## [What needs to be done]
Exactly as written, quote every line that follows, skipping the images.

## [Raw data]
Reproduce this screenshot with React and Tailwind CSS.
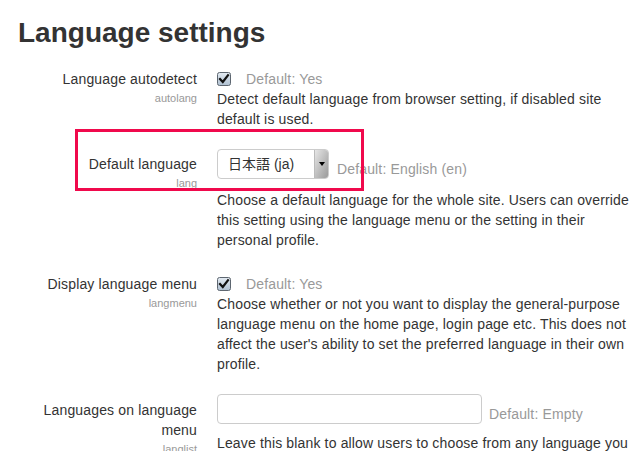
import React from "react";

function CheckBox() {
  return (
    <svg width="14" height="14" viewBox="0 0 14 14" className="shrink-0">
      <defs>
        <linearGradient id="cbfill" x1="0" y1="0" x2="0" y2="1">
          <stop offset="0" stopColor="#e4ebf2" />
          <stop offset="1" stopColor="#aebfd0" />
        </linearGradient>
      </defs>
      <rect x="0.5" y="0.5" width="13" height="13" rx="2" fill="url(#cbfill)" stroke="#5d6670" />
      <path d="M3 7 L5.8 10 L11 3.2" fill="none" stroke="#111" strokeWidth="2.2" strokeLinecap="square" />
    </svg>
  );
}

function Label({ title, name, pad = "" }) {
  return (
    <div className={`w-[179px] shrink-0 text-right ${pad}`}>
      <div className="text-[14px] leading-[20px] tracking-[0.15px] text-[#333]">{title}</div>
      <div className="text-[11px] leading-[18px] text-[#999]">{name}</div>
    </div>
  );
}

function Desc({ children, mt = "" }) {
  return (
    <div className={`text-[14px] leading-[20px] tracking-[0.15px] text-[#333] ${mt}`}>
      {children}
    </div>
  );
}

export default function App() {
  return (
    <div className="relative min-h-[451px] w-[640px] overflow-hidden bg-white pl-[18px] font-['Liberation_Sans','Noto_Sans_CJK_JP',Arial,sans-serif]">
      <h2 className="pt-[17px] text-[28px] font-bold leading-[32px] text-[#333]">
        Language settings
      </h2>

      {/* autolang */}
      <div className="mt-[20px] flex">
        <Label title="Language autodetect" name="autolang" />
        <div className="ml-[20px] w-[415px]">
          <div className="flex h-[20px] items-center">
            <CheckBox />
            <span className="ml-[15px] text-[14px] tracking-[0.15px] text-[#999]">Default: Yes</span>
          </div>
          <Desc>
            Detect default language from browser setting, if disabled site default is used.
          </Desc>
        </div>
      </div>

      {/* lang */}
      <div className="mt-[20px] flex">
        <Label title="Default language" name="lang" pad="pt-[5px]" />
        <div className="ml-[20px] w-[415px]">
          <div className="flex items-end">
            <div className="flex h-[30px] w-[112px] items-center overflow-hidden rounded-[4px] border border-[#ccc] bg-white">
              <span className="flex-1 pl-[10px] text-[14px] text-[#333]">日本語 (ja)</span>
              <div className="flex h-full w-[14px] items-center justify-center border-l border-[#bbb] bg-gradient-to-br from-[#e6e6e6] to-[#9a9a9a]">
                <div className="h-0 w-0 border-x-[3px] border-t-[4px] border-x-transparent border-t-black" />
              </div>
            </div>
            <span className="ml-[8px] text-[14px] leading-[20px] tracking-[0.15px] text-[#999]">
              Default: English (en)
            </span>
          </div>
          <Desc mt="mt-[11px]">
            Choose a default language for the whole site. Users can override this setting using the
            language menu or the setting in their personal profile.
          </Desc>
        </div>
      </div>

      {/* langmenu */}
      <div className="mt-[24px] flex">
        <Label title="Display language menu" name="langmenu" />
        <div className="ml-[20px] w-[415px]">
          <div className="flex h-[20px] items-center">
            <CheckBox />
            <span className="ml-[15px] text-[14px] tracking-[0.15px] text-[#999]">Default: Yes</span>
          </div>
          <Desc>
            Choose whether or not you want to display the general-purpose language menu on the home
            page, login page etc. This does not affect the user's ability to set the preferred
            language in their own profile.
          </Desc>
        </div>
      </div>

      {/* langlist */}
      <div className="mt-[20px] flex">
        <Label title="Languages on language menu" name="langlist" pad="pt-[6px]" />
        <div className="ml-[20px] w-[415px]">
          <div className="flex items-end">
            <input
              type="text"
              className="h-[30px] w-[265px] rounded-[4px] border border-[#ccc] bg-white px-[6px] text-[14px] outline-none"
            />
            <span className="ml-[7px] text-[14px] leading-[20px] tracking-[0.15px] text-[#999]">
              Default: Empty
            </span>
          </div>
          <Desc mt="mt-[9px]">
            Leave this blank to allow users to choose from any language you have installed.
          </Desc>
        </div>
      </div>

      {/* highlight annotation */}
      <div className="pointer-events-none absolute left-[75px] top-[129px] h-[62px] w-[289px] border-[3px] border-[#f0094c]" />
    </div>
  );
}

## [Exercise solution]
Reproduce this screenshot with React and Tailwind CSS.
import React from "react";

function CheckBox() {
  return (
    <svg width="14" height="14" viewBox="0 0 14 14" className="shrink-0">
      <defs>
        <linearGradient id="cbfill" x1="0" y1="0" x2="0" y2="1">
          <stop offset="0" stopColor="#e4ebf2" />
          <stop offset="1" stopColor="#aebfd0" />
        </linearGradient>
      </defs>
      <rect x="0.5" y="0.5" width="13" height="13" rx="2" fill="url(#cbfill)" stroke="#5d6670" />
      <path d="M3 7 L5.8 10 L11 3.2" fill="none" stroke="#111" strokeWidth="2.2" strokeLinecap="square" />
    </svg>
  );
}

function Label({ title, name, pad = "" }) {
  return (
    <div className={`w-[179px] shrink-0 text-right ${pad}`}>
      <div className="text-[14px] leading-[20px] tracking-[0.15px] text-[#333]">{title}</div>
      <div className="text-[11px] leading-[18px] text-[#999]">{name}</div>
    </div>
  );
}

function Desc({ children, mt = "" }) {
  return (
    <div className={`text-[14px] leading-[20px] tracking-[0.15px] text-[#333] ${mt}`}>
      {children}
    </div>
  );
}

export default function App() {
  return (
    <div className="relative min-h-[451px] w-[640px] overflow-hidden bg-white pl-[18px] font-['Liberation_Sans','Noto_Sans_CJK_JP',Arial,sans-serif]">
      <h2 className="pt-[17px] text-[28px] font-bold leading-[32px] text-[#333]">
        Language settings
      </h2>

      {/* autolang */}
      <div className="mt-[20px] flex">
        <Label title="Language autodetect" name="autolang" />
        <div className="ml-[20px] w-[415px]">
          <div className="flex h-[20px] items-center">
            <CheckBox />
            <span className="ml-[15px] text-[14px] tracking-[0.15px] text-[#999]">Default: Yes</span>
          </div>
          <Desc>
            Detect default language from browser setting, if disabled site default is used.
          </Desc>
        </div>
      </div>

      {/* lang */}
      <div className="mt-[20px] flex">
        <Label title="Default language" name="lang" pad="pt-[5px]" />
        <div className="ml-[20px] w-[415px]">
          <div className="flex items-end">
            <div className="flex h-[30px] w-[112px] items-center overflow-hidden rounded-[4px] border border-[#ccc] bg-white">
              <span className="flex-1 pl-[10px] text-[14px] text-[#333]">日本語 (ja)</span>
              <div className="flex h-full w-[14px] items-center justify-center border-l border-[#bbb] bg-gradient-to-br from-[#e6e6e6] to-[#9a9a9a]">
                <div className="h-0 w-0 border-x-[3px] border-t-[4px] border-x-transparent border-t-black" />
              </div>
            </div>
            <span className="ml-[8px] text-[14px] leading-[20px] tracking-[0.15px] text-[#999]">
              Default: English (en)
            </span>
          </div>
          <Desc mt="mt-[11px]">
            Choose a default language for the whole site. Users can override this setting using the
            language menu or the setting in their personal profile.
          </Desc>
        </div>
      </div>

      {/* langmenu */}
      <div className="mt-[24px] flex">
        <Label title="Display language menu" name="langmenu" />
        <div className="ml-[20px] w-[415px]">
          <div className="flex h-[20px] items-center">
            <CheckBox />
            <span className="ml-[15px] text-[14px] tracking-[0.15px] text-[#999]">Default: Yes</span>
          </div>
          <Desc>
            Choose whether or not you want to display the general-purpose language menu on the home
            page, login page etc. This does not affect the user's ability to set the preferred
            language in their own profile.
          </Desc>
        </div>
      </div>

      {/* langlist */}
      <div className="mt-[20px] flex">
        <Label title="Languages on language menu" name="langlist" pad="pt-[6px]" />
        <div className="ml-[20px] w-[415px]">
          <div className="flex items-end">
            <input
              type="text"
              className="h-[30px] w-[265px] rounded-[4px] border border-[#ccc] bg-white px-[6px] text-[14px] outline-none"
            />
            <span className="ml-[7px] text-[14px] leading-[20px] tracking-[0.15px] text-[#999]">
              Default: Empty
            </span>
          </div>
          <Desc mt="mt-[9px]">
            Leave this blank to allow users to choose from any language you have installed.
          </Desc>
        </div>
      </div>

      {/* highlight annotation */}
      <div className="pointer-events-none absolute left-[75px] top-[129px] h-[62px] w-[289px] border-[3px] border-[#f0094c]" />
    </div>
  );
}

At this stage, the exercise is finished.